A wild boar was at marriage feasts what our wedding cakes are at those dreadful destroyers of time and digestion,—wedding breakfasts,—an indispensable accompaniment. Caranus, the Macedonian, has the reputation of having exceeded all others in his nuptial magnificence; for, instead of one boar at his banquet, he had twenty. But I have seen more than that at many a breakfast in Britain.

The ancient Britons abstained from the hare, like the Jews. Hippocrates held that, as a food, it thickened the blood, and kept people from sleep; but Galen—and such instances among the faculty are not uncommon—differed from his professional brother.
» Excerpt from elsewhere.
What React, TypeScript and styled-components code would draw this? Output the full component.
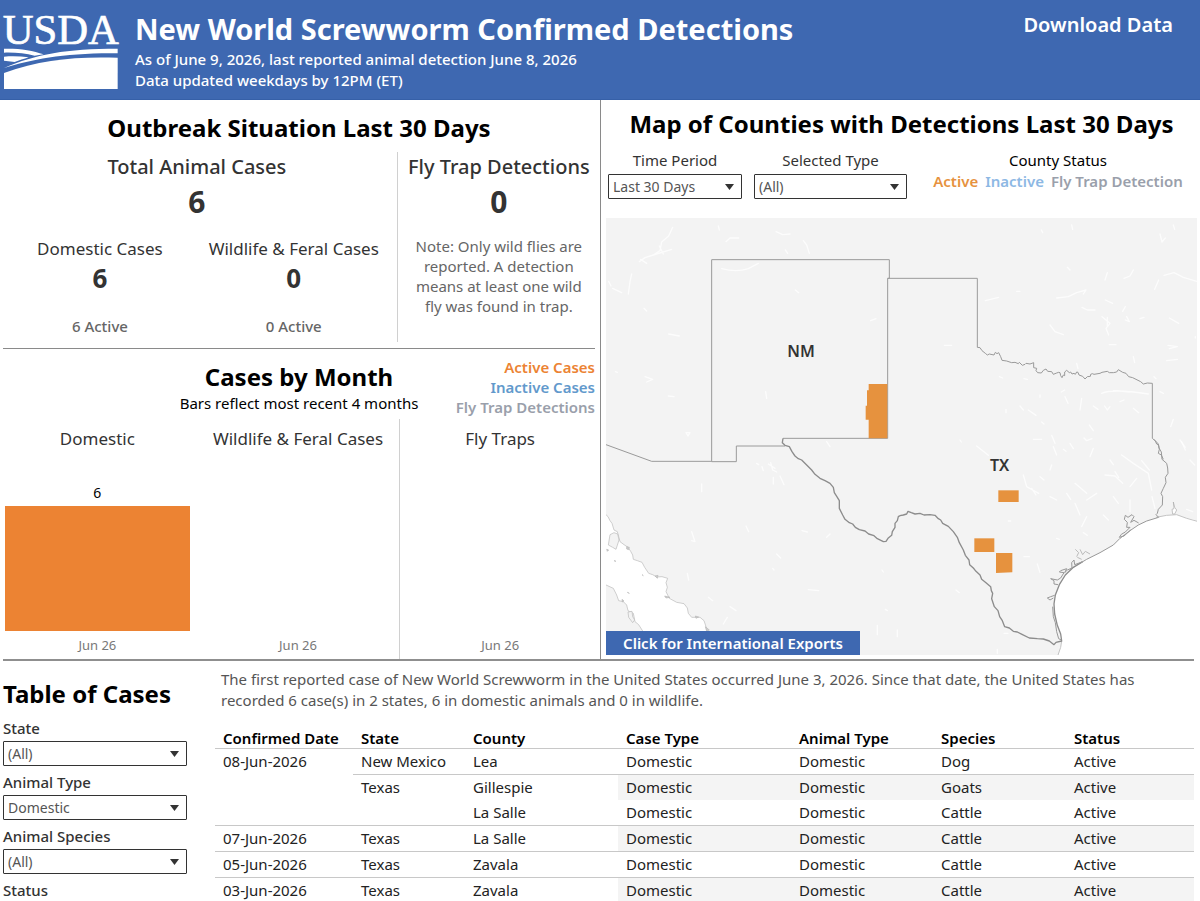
import React from "react";
import styled, { createGlobalStyle } from "styled-components";

const GlobalStyle = createGlobalStyle`
  *, *::before, *::after { box-sizing: border-box; }
  body {
    margin: 0;
    background: #fff;
    color: #333;
    font-family: "Noto Sans", "Open Sans", sans-serif;
    font-size: 15px;
    line-height: 20px;
  }
  h1, h2, h3, p, dl, dd, ul { margin: 0; padding: 0; }
`;

const Header = styled.header`
  display: flex;
  align-items: flex-start;
  height: 100px;
  padding: 0 27px 0 0;
  background: #3e68b1;
  border-bottom: 1px solid #3660a8;
  color: #fff;
`;

const LogoSvg = styled.svg`
  flex: none;
  width: 120px;
  height: 100px;
`;

const Heading = styled.div`
  flex: 1;
  padding: 9px 0 0 15px;
`;

const PageTitle = styled.h1`
  font-size: 29px;
  line-height: 40px;
  font-weight: 700;
`;

const HeaderNote = styled.p`
  font-size: 15px;
  line-height: 21px;
  font-weight: 500;
`;

const DownloadLink = styled.a`
  padding-top: 12px;
  color: #fff;
  font-size: 20px;
  line-height: 26px;
  font-weight: 600;
  text-decoration: none;
`;

const Panels = styled.main`
  display: grid;
  grid-template-columns: 601fr 596fr;
  margin-right: 3px;
`;

const LeftPanel = styled.div`
  display: flex;
  flex-direction: column;
  padding: 0 5px 0 3px;
  border-right: 1px solid #8a8a8a;
`;

const MapPanel = styled.section`
  padding: 8px 0 4px 5px;
`;

const SectionTitle = styled.h2`
  color: #000;
  font-size: 24px;
  line-height: 32px;
  font-weight: 700;
  text-align: center;
`;

const Situation = styled.section`
  height: 249px;
  padding-top: 12px;
  border-bottom: 1px solid #8a8a8a;
`;

const SituationGrid = styled.div`
  display: grid;
  grid-template-columns: 2fr 1fr;
  margin-top: 8px;
`;

const Totals = styled.div`
  height: 190px;
  padding-right: 6px;
  border-right: 1px solid #d0d0d0;
  text-align: center;
`;

const FlyTraps = styled.div`
  padding-left: 5px;
  text-align: center;
`;

const StatTitle = styled.h3`
  font-size: 20px;
  line-height: 30px;
  font-weight: 500;
  white-space: nowrap;
`;

const BigNumber = styled.p`
  font-size: 30px;
  line-height: 40px;
  font-weight: 700;
`;

const SplitStats = styled.div`
  display: grid;
  grid-template-columns: 1fr 1fr;
  margin-top: 14px;
`;

const StatLabel = styled.p`
  font-size: 17px;
  line-height: 26px;
`;

const MidNumber = styled.p`
  font-size: 26px;
  line-height: 32px;
  font-weight: 700;
`;

const StatFoot = styled.p`
  margin-top: 22px;
  color: #666;
  font-size: 15px;
  font-weight: 500;
`;

const FlyNote = styled.p`
  max-width: 180px;
  margin: 14px auto 0;
  color: #666;
`;

const Months = styled.section`
  display: flex;
  flex: 1;
  flex-direction: column;
`;

const MonthsHead = styled.div`
  display: grid;
  grid-template-columns: 1fr auto 1fr;
  height: 70px;
  padding-top: 8px;
`;

const MonthsTitle = styled.div`
  grid-column: 2;
  padding-top: 4px;
  color: #000;
  text-align: center;
`;

const CaseLegend = styled.ul`
  list-style: none;
  font-weight: 600;
  text-align: right;
  white-space: nowrap;
`;

const LegendItem = styled.li<{ $color: string }>`
  color: ${(p) => p.$color};
`;

const Charts = styled.div`
  display: grid;
  flex: 1;
  grid-template-columns: 189fr 204fr 190fr;
  column-gap: 5px;
`;

const Chart = styled.figure<{ $divided?: boolean }>`
  display: flex;
  flex-direction: column;
  margin: 0;
  padding: 6px 2px 4px;
  border-right: ${(p) => (p.$divided ? "1px solid #d0d0d0" : "0")};
  text-align: center;
`;

const ChartTitle = styled.figcaption`
  font-size: 17px;
  line-height: 28px;
`;

const Plot = styled.div`
  display: flex;
  flex: 1;
  flex-direction: column;
  justify-content: flex-end;
`;

const BarValue = styled.span`
  color: #000;
  font-size: 14px;
  line-height: 26px;
`;

const Bar = styled.div<{ $value: number }>`
  height: ${(p) => p.$value * 21 - 1}px;
  background: #ec8333;
`;

const AxisLabel = styled.span`
  padding-top: 4px;
  color: #787878;
  font-size: 13px;
  line-height: 20px;
`;

const MapControls = styled.div`
  display: flex;
  gap: 12px;
  padding: 10px 0 19px 2px;
`;

const Field = styled.label<{ $width?: number }>`
  display: flex;
  flex-direction: column;
  width: ${(p) => (p.$width ? `${p.$width}px` : "auto")};
  gap: 4px;
  text-align: center;
`;

const SideField = styled(Field)`
  gap: 3px;
  font-weight: 500;
  text-align: left;
`;

const SelectBox = styled.span`
  display: block;
  position: relative;

  svg {
    position: absolute;
    top: 10px;
    right: 8px;
    width: 9px;
    height: 6px;
    pointer-events: none;
  }
`;

const Select = styled.select`
  appearance: none;
  display: block;
  width: 100%;
  height: 25px;
  margin: 0;
  padding: 0 20px 0 4px;
  border: 1px solid #333;
  border-radius: 1px;
  background: #fff;
  color: #555;
  font: 400 14px/20px "Noto Sans", "Open Sans", sans-serif;
`;

const CountyStatus = styled.div`
  display: flex;
  flex: 1;
  flex-direction: column;
  gap: 1px;
  color: #000;
  text-align: center;
`;

const CountyLegend = styled.ul`
  display: flex;
  justify-content: center;
  gap: 7px;
  list-style: none;
  font-weight: 600;
  white-space: nowrap;
`;

const MapFrame = styled.div`
  position: relative;
`;

const MapSvg = styled.svg`
  display: block;
  width: 100%;
  height: auto;
`;

const ExportButton = styled.button`
  position: absolute;
  bottom: 0;
  left: 0;
  width: 254px;
  height: 24px;
  padding: 0;
  border: 0;
  background: #3e68b1;
  color: #fff;
  font: 600 15px/24px "Noto Sans", "Open Sans", sans-serif;
`;

const Cases = styled.section`
  display: grid;
  grid-template-columns: 184px 1fr;
  gap: 28px;
  margin: 0 6px 0 3px;
  border-top: 2px solid #8f8f8f;
`;

const Filters = styled.form`
  display: flex;
  flex-direction: column;
  gap: 6px;
  padding-top: 17px;

  h2 {
    margin-bottom: 2px;
    text-align: left;
  }
`;

const CasesBody = styled.div`
  padding-top: 8px;
`;

const Summary = styled.p`
  padding: 0 6px;
  color: #555;
  font-size: 15px;
  line-height: 21px;
`;

const Table = styled.table`
  width: 100%;
  margin-top: 17px;
  border-spacing: 0;
  table-layout: fixed;
  color: #222;
`;

const HeadCell = styled.th`
  height: 20px;
  padding: 0 8px;
  border-bottom: 1px solid #c8c8c8;
  color: #000;
  font-size: 15px;
  line-height: 20px;
  font-weight: 600;
  text-align: left;
  white-space: nowrap;
`;

const Cell = styled.td<{ $shaded?: boolean; $ruled?: boolean }>`
  height: ${(p) => (p.$ruled ? 26 : 25)}px;
  padding: 2px 8px;
  border-bottom: ${(p) => (p.$ruled ? "1px solid #c8c8c8" : "0")};
  background: ${(p) => (p.$shaded ? "#f4f4f4" : "transparent")};
  vertical-align: top;
  white-space: nowrap;
`;

const columns: [string, number][] = [
  ["Confirmed Date", 138],
  ["State", 112],
  ["County", 153],
  ["Case Type", 173],
  ["Animal Type", 142],
  ["Species", 133],
  ["Status", 128],
];

interface CaseRow {
  date?: string;
  dateSpan?: number;
  state?: string;
  stateSpan?: number;
  county: string;
  species: string;
  ruled: boolean;
}

const rows: CaseRow[] = [
  { date: "08-Jun-2026", dateSpan: 3, state: "New Mexico", county: "Lea", species: "Dog", ruled: true },
  { state: "Texas", stateSpan: 2, county: "Gillespie", species: "Goats", ruled: false },
  { county: "La Salle", species: "Cattle", ruled: true },
  { date: "07-Jun-2026", state: "Texas", county: "La Salle", species: "Cattle", ruled: true },
  { date: "05-Jun-2026", state: "Texas", county: "Zavala", species: "Cattle", ruled: true },
  { date: "03-Jun-2026", state: "Texas", county: "Zavala", species: "Cattle", ruled: false },
];

function DropDown({ options }: { options: string[] }) {
  return (
    <SelectBox>
      <Select defaultValue={options[0]}>
        {options.map((o) => (
          <option key={o}>{o}</option>
        ))}
      </Select>
      <svg viewBox="0 0 9 6" aria-hidden="true">
        <path d="M0 0H9L4.500 6Z" fill="#333" />
      </svg>
    </SelectBox>
  );
}

function Logo() {
  return (
    <LogoSvg viewBox="0 0 360 300" role="img" aria-label="USDA">
      <text x="8" y="132" fill="#fff" stroke="#fff" strokeWidth="2" fontFamily="Liberation Serif, serif" fontSize="128">
        USDA
      </text>
      <g fill="#fff">
        <path d="M12 146C60 145 98 151 131 163L104 167C76 160 45 157 12 158Z" />
        <path d="M12 170C38 168 62 169 86 172C72 177 57 181 44 186L12 182Z" />
        <path d="M12 204C108 162 198 146 353 146V160C196 158 96 178 12 204Z" />
        <path d="M12 219C122 179 222 169 353 173V267H12Z" />
      </g>
    </LogoSvg>
  );
}

/* Small inland lakes and reservoirs, drawn as short white strokes. */
const westLakes =
  "M218 52L206 78L185 96L180 122L160 135L135 143L118 155M160 135L215 118M178 108L190 132M122 148L140 160" +
  "M95 192L90 215L85 252M26 214L33 228M38 235L65 248M355 48L358 60M378 95L390 84L416 84M528 65L548 74L570 72" +
  "M610 92L620 105L628 130M556 120L563 130M365 176Q410 188 445 176L475 160M586 240L596 248M812 332L828 326" +
  "M132 295L140 303M206 372L238 378M135 500L158 508L140 516M205 558L222 560M497 545L500 565M46 485L52 487M258 668H270L264 678Z" +
  "M680 695L690 710";
const eastLakes =
  "M424 60L428 68M515 45L518 58M820 45L824 58M780 72L786 96L796 84M502 172L510 180M622 188L615 210M700 180L690 198L672 205" +
  "M792 196L822 188L850 202L890 214M776 210L764 238M470 264L505 260L530 248L558 240L550 252M256 272L296 262M350 244H360" +
  "M546 292L562 300H585M676 290L668 304M616 270L638 280M606 320L630 340L618 355L626 375M622 322V350M680 320L688 335L676 330" +
  "M720 326L732 322M808 324L836 340M450 345L465 365L490 374M804 406L832 410L808 416M886 380V384M133 406H155M628 404H648" +
  "M298 500L308 504M372 506L382 508M530 460L534 476M700 440L704 458M494 540L484 546M605 550Q640 535 745 552M640 542L690 546" +
  "M495 560L504 580M545 565L540 600M580 588L594 598M614 588L622 600L630 590M660 575L672 570M700 595L716 608" +
  "M318 598V608M360 588L370 600M385 600L408 616M425 636L432 642M820 628L812 650M568 645L580 662M552 684L560 692L576 686" +
  "M400 688H425M455 676L465 700M180 690L184 696M230 708L265 736M840 690L856 712M800 452L832 448M762 500L768 506M780 545L790 550M420 555V562";
const southEastLakes =
  "M460 20L470 45M510 10L520 26M455 75L450 90M370 105L380 140L416 160M395 145L408 165M525 130L560 160M615 105L645 108L668 130M645 95L656 112" +
  "M665 45L700 70L745 100L755 150M725 62L748 90M710 115L690 140M500 160L512 178M525 190L540 225M590 160L560 180M560 230L545 260" +
  "M640 170L655 190M690 180V215M610 225L625 240M550 278L562 286M470 295L478 298M372 350H388M412 372L420 398M325 243H332" +
  "M168 450L178 458M312 580H324M292 628V640M845 5L856 30M870 60L884 75M756 170L765 205M450 170L470 180M420 110L432 120" +
  "M860 208L878 215M490 28L498 34M580 25L570 50M630 60L640 74";
const mexicoLakes =
  "M305 132V155M275 275L285 305L275 302M438 258L446 275M606 272L622 276M680 292L690 282M530 342L542 354M518 385L522 390M262 400L266 420" +
  "M625 449L656 452M325 472L338 482M390 500L408 512M382 532L370 552M846 390L850 396M856 508L862 512M832 556V584M892 570V590" +
  "M512 68L518 90L530 96M520 112V132M540 108L552 134M486 80L490 92M470 70L476 74M505 72L525 85";

function DetectionMap() {
  return (
    <MapSvg viewBox="0 0 1773 1311" role="img" aria-label="Counties with detections in New Mexico and Texas">
      <rect width="1773" height="1311" fill="#f3f3f3" />
      <g fill="none" stroke="#fff" strokeOpacity="0.75" strokeWidth="4" strokeLinejoin="round" strokeLinecap="round">
        <path transform="translate(-18 -24)" d={westLakes} />
        <path transform="translate(882 -24)" d={eastLakes} />
        <path transform="translate(882 666)" d={southEastLakes} />
        <path transform="translate(-18 666)" d={mexicoLakes} />
      </g>

      <g transform="translate(-18 666)" fill="#fff" stroke="#b8b8b8" strokeWidth="2" strokeLinejoin="round">
        <path d="M16 222L24 230L30 242L36 250L42 270L52 275L60 305L72 314L84 322L92 334L98 345L100 358L112 362L126 367L134 382L146 400L158 404L170 411L186 410L203 415L198 428L202 442L198 455L208 475L230 487L252 491L262 504L265 520L275 532L300 532L312 542L318 560L326 590L330 660H150L128 573L116 554L105 545L100 520L84 512L80 495L70 485L56 482L50 465L40 445L16 434Z" />
        <path fill="#f3f3f3" d="M30 284L42 278L53 282L57 300L48 328L38 322L25 315Z" />
        <path fill="#f3f3f3" d="M84 516L96 514L98 530L104 540L98 548L86 532Z" />
        <path fill="#ccc" d="M80 320L88 322L86 329L80 327ZM194 468L210 472L198 474ZM165 408L174 406L172 415ZM286 528L296 531L288 535ZM20 328L26 330L22 334ZM66 478L72 483L67 486ZM82 457L88 460ZM42 362L48 364ZM126 404L130 407ZM316 560L328 570L320 574Z" />
      </g>
      <g transform="translate(882 666)">
        <path
          fill="#fff"
          d="M892 244L876 237L860 235L830 224L800 226L768 234L740 243L715 255L690 272L660 295L640 315L600 338L560 358L525 378L500 400L480 430L465 465L461 500L468 540L478 575L485 603L482 620L475 648H894Z"
        />
        <path d="M768 232L800 226L830 224L860 235L892 244M485 603L482 622L474 645" fill="none" stroke="#c4c4c4" strokeWidth="3" />
        <path d="M818 222L816 208L822 206L820 186L824 202L830 210L824 222Z" fill="#fff" stroke="#aaa" strokeWidth="2" />
      </g>

      <g fill="none" stroke="#9a9a9a" strokeWidth="3" strokeLinejoin="round">
        <path transform="translate(-18 666)" d="M18 14L155 64H335" />
        <path transform="translate(-18 -24)" d="M549 685H863V205H868V149H335V755H409V708H555" />
        <path
          transform="translate(882 -24)"
          d="M-37 205H232V412L240 413L246 422L256 430L262 435L268 432L282 435L286 427L291 431L296 428L302 440L306 451L320 453L335 458L345 457L355 461L358 457L367 466L375 463L378 460L390 462L401 458L401 473L410 475L408 482L413 488L424 489L430 481L438 477L443 484L455 485L460 493L470 489L476 487L480 488L482 497L486 503L490 495L494 497L494 486L500 481L508 488L512 486L516 492L522 490L526 493L530 486L534 487L537 495L548 499L555 507L562 500L571 499L572 493L577 491L582 493L600 490L606 487L622 484L628 488L640 488L650 486L655 479L668 487L678 490L686 500L698 503L708 508L722 515L730 522L742 519L757 520V685L766 693L770 702L776 706L778 718L775 730L784 735L790 748"
        />
      </g>
      <g fill="none" stroke="#8c8c8c" strokeWidth="4" strokeLinejoin="round">
        <path
          transform="translate(-18 666)"
          d="M549 -5L547 8L555 16L568 20L576 35L585 48L595 56L605 60L620 75L635 90L645 103L660 115L675 122L690 130L700 142L703 158L712 172L718 182L718 205L728 225L735 238L748 248L758 252L766 262L778 269L795 273L806 282L822 287L832 296L850 305L858 304L864 295L875 286L877 275L885 262L885 250L892 242L895 230L900 227"
        />
        <path
          transform="translate(882 666)"
          d="M0 227L10 225L20 222L24 214L34 218L45 222L60 220L72 225L90 224L105 226L115 236L122 240L128 250L145 259L160 275L172 292L178 308L190 330L196 346L207 360L209 374L220 384L228 394L240 405L245 418L258 428L272 440L274 452L278 460L275 476L283 500L294 512L299 530L307 542L314 560L328 564L340 574L352 576L366 583L388 594L412 596L430 597L448 603L462 614L468 607L485 603L482 582L472 556L464 522L462 492L466 465L478 434L496 405L520 382L548 365"
        />
      </g>
      <g transform="translate(882 666)" fill="none" stroke="#999" strokeWidth="3" strokeLinejoin="round">
        <path d="M762 -2L775 12L777 24L784 36L786 58L800 70L803 84L804 100L796 112L798 128L790 145L783 160L788 170L787 195L775 208L772 220L768 224L776 232L740 243L715 255L690 272L660 295L640 315L600 338L560 358L540 370" />
        <path d="M716 249L702 241L692 247L702 230L696 224L684 232L676 226L673 238L682 247L680 262L690 262L676 276L664 283L658 292L672 288L692 270" />
        <path d="M546 366L524 374L522 360L515 368L516 384L502 390L494 398L500 386L482 392L478 396L492 398L482 414L472 420L452 416L462 422L462 432L474 434" />
        <path d="M464 466L452 470L442 474L450 480L460 474M458 500L460 530L466 548L470 575L476 596L484 600" />
        <path d="M526 328L536 338L530 350M540 328L548 344L556 334L570 342M532 352L545 358" stroke="#bbb" />
      </g>

      <g fill="#e6923e">
        <path transform="translate(-18 -24)" d="M806 522H862V685H806V629H797V587H801V541H806Z" />
        <rect x="1177" y="817" width="61" height="35" />
        <rect x="1105" y="961" width="60" height="41" />
        <path d="M1170 1005H1219V1063L1170 1065Z" />
      </g>
      <g fill="#333" fontFamily="Noto Sans, sans-serif" fontSize="48" fontWeight="600" textAnchor="middle">
        <text x="585" y="416">NM</text>
        <text x="1181" y="759">TX</text>
      </g>
    </MapSvg>
  );
}

function MonthChart({ title, value, divided }: { title: string; value: number; divided?: boolean }) {
  return (
    <Chart $divided={divided}>
      <ChartTitle>{title}</ChartTitle>
      <Plot>
        {value > 0 && (
          <>
            <BarValue>{value}</BarValue>
            <Bar $value={value} />
          </>
        )}
      </Plot>
      <AxisLabel>Jun 26</AxisLabel>
    </Chart>
  );
}

export default function App() {
  return (
    <>
      <GlobalStyle />
      <Header>
        <Logo />
        <Heading>
          <PageTitle>New World Screwworm Confirmed Detections</PageTitle>
          <HeaderNote>As of June 9, 2026, last reported animal detection June 8, 2026</HeaderNote>
          <HeaderNote>Data updated weekdays by 12PM (ET)</HeaderNote>
        </Heading>
        <DownloadLink href="#download">Download Data</DownloadLink>
      </Header>

      <Panels>
        <LeftPanel>
          <Situation>
            <SectionTitle>Outbreak Situation Last 30 Days</SectionTitle>
            <SituationGrid>
              <Totals>
                <StatTitle>Total Animal Cases</StatTitle>
                <BigNumber>6</BigNumber>
                <SplitStats>
                  <div>
                    <StatLabel>Domestic Cases</StatLabel>
                    <MidNumber>6</MidNumber>
                    <StatFoot>6 Active</StatFoot>
                  </div>
                  <div>
                    <StatLabel>Wildlife &amp; Feral Cases</StatLabel>
                    <MidNumber>0</MidNumber>
                    <StatFoot>0 Active</StatFoot>
                  </div>
                </SplitStats>
              </Totals>
              <FlyTraps>
                <StatTitle>Fly Trap Detections</StatTitle>
                <BigNumber>0</BigNumber>
                <FlyNote>Note: Only wild flies are reported. A detection means at least one wild fly was found in trap.</FlyNote>
              </FlyTraps>
            </SituationGrid>
          </Situation>

          <Months>
            <MonthsHead>
              <MonthsTitle>
                <SectionTitle>Cases by Month</SectionTitle>
                <p>Bars reflect most recent 4 months</p>
              </MonthsTitle>
              <CaseLegend>
                <LegendItem $color="#ec8333">Active Cases</LegendItem>
                <LegendItem $color="#6299cc">Inactive Cases</LegendItem>
                <LegendItem $color="#9a9fab">Fly Trap Detections</LegendItem>
              </CaseLegend>
            </MonthsHead>
            <Charts>
              <MonthChart title="Domestic" value={6} />
              <MonthChart title="Wildlife &amp; Feral Cases" value={0} divided />
              <MonthChart title="Fly Traps" value={0} />
            </Charts>
          </Months>
        </LeftPanel>

        <MapPanel>
          <SectionTitle>Map of Counties with Detections Last 30 Days</SectionTitle>
          <MapControls>
            <Field $width={134}>
              Time Period
              <DropDown options={["Last 30 Days", "All Dates"]} />
            </Field>
            <Field $width={153}>
              Selected Type
              <DropDown options={["(All)", "Domestic", "Wildlife"]} />
            </Field>
            <CountyStatus>
              <p>County Status</p>
              <CountyLegend>
                <LegendItem $color="#e6923e">Active</LegendItem>
                <LegendItem $color="#8db8e4">Inactive</LegendItem>
                <LegendItem $color="#9a9fab">Fly Trap Detection</LegendItem>
              </CountyLegend>
            </CountyStatus>
          </MapControls>
          <MapFrame>
            <DetectionMap />
            <ExportButton type="button">Click for International Exports</ExportButton>
          </MapFrame>
        </MapPanel>
      </Panels>

      <Cases>
        <Filters>
          <SectionTitle>Table of Cases</SectionTitle>
          <SideField>
            State
            <DropDown options={["(All)", "New Mexico", "Texas"]} />
          </SideField>
          <SideField>
            Animal Type
            <DropDown options={["Domestic", "Wildlife"]} />
          </SideField>
          <SideField>
            Animal Species
            <DropDown options={["(All)", "Cattle", "Dog", "Goats"]} />
          </SideField>
          <SideField as="div">Status</SideField>
        </Filters>
        <CasesBody>
          <Summary>
            The first reported case of New World Screwworm in the United States occurred June 3, 2026. Since that date,
            the United States has recorded 6 case(s) in 2 states, 6 in domestic animals and 0 in wildlife.
          </Summary>
          <Table>
            <colgroup>
              {columns.map(([name, width]) => (
                <col key={name} width={width} />
              ))}
            </colgroup>
            <thead>
              <tr>
                {columns.map(([name]) => (
                  <HeadCell key={name} scope="col">
                    {name}
                  </HeadCell>
                ))}
              </tr>
            </thead>
            <tbody>
              {rows.map((row, i) => {
                const shaded = i % 2 === 1;
                return (
                  <tr key={i}>
                    {row.date && (
                      <Cell rowSpan={row.dateSpan} $ruled={row.ruled}>
                        {row.date}
                      </Cell>
                    )}
                    {row.state && (
                      <Cell rowSpan={row.stateSpan} $ruled={row.ruled || !!row.stateSpan}>
                        {row.state}
                      </Cell>
                    )}
                    <Cell $ruled={row.ruled}>{row.county}</Cell>
                    <Cell $ruled={row.ruled} $shaded={shaded}>Domestic</Cell>
                    <Cell $ruled={row.ruled} $shaded={shaded}>Domestic</Cell>
                    <Cell $ruled={row.ruled} $shaded={shaded}>{row.species}</Cell>
                    <Cell $ruled={row.ruled} $shaded={shaded}>Active</Cell>
                  </tr>
                );
              })}
            </tbody>
          </Table>
        </CasesBody>
      </Cases>
    </>
  );
}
People followed the advice of Galen; and though few, like Alexander Severus, could eat a whole hare at every repast, yet many ate as plentifully as they well could, accounting such diet profitable both to health and good looks.

Hares were nearly as injuriously abundant in Greece as rabbits were in Spain, where the latter animals are said to have once destroyed Tarragona, by undermining it in burrowing! Nay, more: the Balearic Isles were so overrun with them, that the inhabitants, afraid of being devoured, sent an embassy to Rome; and Augustus dispatched a military force, which not only slaughtered the enemy, but ate the half of them! The more refined gluttons of Rome did not dine on the rabbit after this fashion. They only picked a little of the young taken alive from the slaughtered mother, or killed soon after birth. They were preferable to the rabbits of the Parisian gargottes, where fricassée de lapins is invariably made of cats. And these, perhaps, are as dainty eating as the hunch of the camel, or the feet of the elephant,—pettitoes for Brobdignagian lovers to sup upon.

But we almost as villanously disguise our poultry. The latter, if not now, used—according to Darwin—to be fed for the London market, by mixing gin, and even opium, with their food, and keeping them in the dark; but “they must be killed as soon as they are fattened, or they become weak and emaciated, like human drunkards.”